Thursday, July 26, 2007

The One show,

I watched all of 3 minutes before turning onto ITV4 on the watch Le Tour de drugs.

What a One of a Show ! Fucking hell. The ugly presenter showed us a lad riding his bike through a puddle, 'Err, I wonder how he managed to err, ride his bike in the flood' he quips. BY TURNING THE PEDALS YOU ARSE.
Now then, BBC, what else can you waste my tax money, I mean licence fee, on, you lefty cunts.
I avoided the floods ! I climbed up a mountain where it was all nice and dry.

So fuck off rain, go and flood the Frogs or the fun-loving Swedes, they deserve some free entertainment, with beer at £10 a pint.

Tuesday, July 24, 2007

Tryfan, Snowdonia

Finally got off my arse and hied my to a mountain. all 916 meters of it. Nasty rubbly, eroded tracks along and up to damp vertical walls. which I felt quite nervy on after a lapse of 21 years from doing any real mountaineering, and wearing those unwieldy great boots, which are fine on snow and ice no doubt, but a bit hard to get used to on just rock. Well, started off from the road and straight into tough going, up an eroded scree that is a track. Hit the first vertical stuff and struggled, moved off to the left to avoid some of the more vertical rock. Got to the cairn on the flat bit. Rested and off again, moved further to the left and found myself on the East face above the Heather Terrace. didn't want to go back so moved onto the face and into a gully. North Gully ? Anyhoo, moved up it, easy at first then and overhanging boulder is jammed across the gully. Hmm, go back or try and get round, the left was a vertical slab, about VS or HVS, right was possible. Went underneath but no way out of the cave under the rock. Hauled myself up and found a good handhold on the left, scrabbled up onto the boulder using my knees, elbows, teeth, chin the lot and got over it. That left a real worry that I would shit myself, very much a bowel loosening climb ! After that the rest of the North ridge was a piece of piss, even getting used to the boots. Got to the to, my Polar HRM said max HR of 166 and max hieght of 916M, not bad.

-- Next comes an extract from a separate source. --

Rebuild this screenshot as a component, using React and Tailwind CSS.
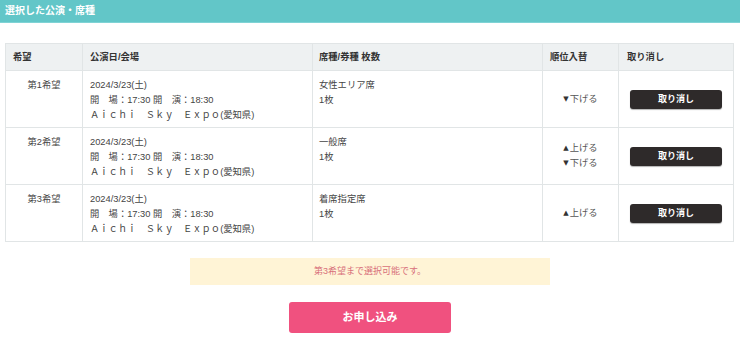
import React from "react";

const rows = [
  { no: "第1希望", seat: "女性エリア席", up: false, down: true },
  { no: "第2希望", seat: "一般席", up: true, down: true },
  { no: "第3希望", seat: "着席指定席", up: true, down: false },
];

export default function App() {
  return (
    <div
      className="w-[740px] h-[347px] bg-white text-[#444]"
      style={{ fontFamily: '"Liberation Sans", "Noto Sans CJK JP", sans-serif' }}
    >
      <div className="h-[23px] bg-[#62c6c8] border-b border-[#7fd3d5] flex items-center pl-[5px]">
        <span className="text-white text-[10px] font-bold leading-none">選択した公演・席種</span>
      </div>
      <div className="pl-[5px] pr-[6px] pt-[20px]">
        <table className="w-full border-collapse border border-[#e1e5e6] text-[9.3px] leading-[15px]">
          <thead>
            <tr className="bg-[#eef1f2] h-[27px] text-[#333]">
              <th className="w-[77px] border border-[#e1e5e6] text-left font-semibold pl-[7px]">希望</th>
              <th className="w-[230px] border border-[#e1e5e6] text-left font-semibold pl-[7px]">公演日/会場</th>
              <th className="w-[230px] border border-[#e1e5e6] text-left font-semibold pl-[6px]">席種/券種 枚数</th>
              <th className="w-[76px] border border-[#e1e5e6] text-left font-semibold pl-[7px]">順位入替</th>
              <th className="border border-[#e1e5e6] text-left font-semibold pl-[8px]">取り消し</th>
            </tr>
          </thead>
          <tbody>
            {rows.map((r) => (
              <tr key={r.no} className="h-[57px]">
                <td className="border border-[#e1e5e6] align-top text-center pt-[7px]">{r.no}</td>
                <td className="border border-[#e1e5e6] align-top pl-[7px] pt-[7px]">
                  <div>2024/3/23(土)</div>
                  <div>開　場：17:30 開　演：18:30</div>
                  <div>Ａｉｃｈｉ　Ｓｋｙ　Ｅｘｐｏ(愛知県)</div>
                </td>
                <td className="border border-[#e1e5e6] align-top pl-[6px] pt-[7px]">
                  <div>{r.seat}</div>
                  <div>1枚</div>
                </td>
                <td className="border border-[#e1e5e6] align-middle text-center">
                  {r.up && (
                    <div className="text-[#555] flex items-center justify-center gap-[1px]">
                      <span className="text-[7px] text-[#333]" style={{ fontFamily: '"DejaVu Sans", sans-serif' }}>▲</span>
                      <span>上げる</span>
                    </div>
                  )}
                  {r.down && (
                    <div className="text-[#555] flex items-center justify-center gap-[1px]">
                      <span className="text-[7px] text-[#333]" style={{ fontFamily: '"DejaVu Sans", sans-serif' }}>▼</span>
                      <span>下げる</span>
                    </div>
                  )}
                </td>
                <td className="border border-[#e1e5e6] align-middle">
                  <div className="flex justify-center">
                    <button className="w-[92px] h-[19px] bg-[#2e2a2a] rounded-[3px] text-white text-[9px] font-bold leading-none shadow-[0_1px_1px_rgba(0,0,0,0.3)]">
                      取り消し
                    </button>
                  </div>
                </td>
              </tr>
            ))}
          </tbody>
        </table>
      </div>
      <div className="mt-[16px] mx-auto w-[360px] h-[27px] bg-[#fff4d6] flex items-center justify-center text-[9px] text-[#d8707a]">
        第3希望まで選択可能です。
      </div>
      <div className="mt-[17px] flex justify-center">
        <button className="w-[162px] h-[31px] bg-[#f0517f] rounded-[3px] text-white text-[11px] font-bold">
          お申し込み
        </button>
      </div>
    </div>
  );
}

Didn't go for the freedom of Tryfan by jumping between these two block on the summit, I would probably have tripped over my boots and hurtled to my doo, as opposed to falling off the boulder and down that gully to my doom. Ho hum. Horrible clamber down the North side to the pass, then dull and never-ending walk back to the road. Left home at 5.40, arrived about 8.20. Alrightish drive back did a few bits along the A5 at avg of 70 mph, then long queues for roadworks after Llangollen. Back here at 17.00.
A good way to celebrate the start of my 52nd year. Had money for birthday, and a Dalek cake.
Blimey, 51 now, old as a very old bloke.

I'm going to start a new grading for climbs, bowel loosening, or almost shitting your kecks, if you like. One place on the North Ridge above the 'cannon' gave me a slight fear of parted bum-cheeks, and the fearful scrabble over the jammed block in the Gully (Nor' Nor' , Bastow ? )
almost let it out. Blimey.
I've been looking at my 1938 Climber's Club guide to Tryfan, and I think my gully is Bastow Gully, as Nor' Nor' Gully has a V.Diff finish round a very large jamed rock, about 25', Whereas my gully had a clamber over a boulder totalling 15', maybe V.Diff. Which is easy by modern standards, but not easy for a lardy old bloke with boots that felt more like planks of wood.
After the cutting of Vs in the blocks I did a while back they grip better, but I really will have to find some Vibram 'commando' soled boots. Thus;

Sunday, July 22, 2007


This disgusting crap was done on the side of my daughter's flat in Bristol sometime last week. It is the illiterate scrawlings of some ignorant scum. If I could, I would dis-embowel them as was done in the days when hanging, drawing and quartering was in vogue.


As was used by an ex-dental student, now a chemistry student.


Arghh ! The sky is falling ! Its rained more than ever ! Not since Noah sailed forth have we been assailed with so much rain (well, not since 1947, and before that 1836 and before that 1770)
In fact a few of the old geezers interviewed by the telly remembered the floods of June 1947.

Well, off to see my daughter in Bristol, poor meal in The Port of Call, the Cumberland sausage was cooked in a microwave, and I asked for no gravy. But as ever what the customer wants is not the same as what the establishment can easily supply.
Just saw another of the most irritating advert paid for out of my tax about how we are bad because of our carbon footprints. Fuck the fucking cunts, with a very sharp harpoon.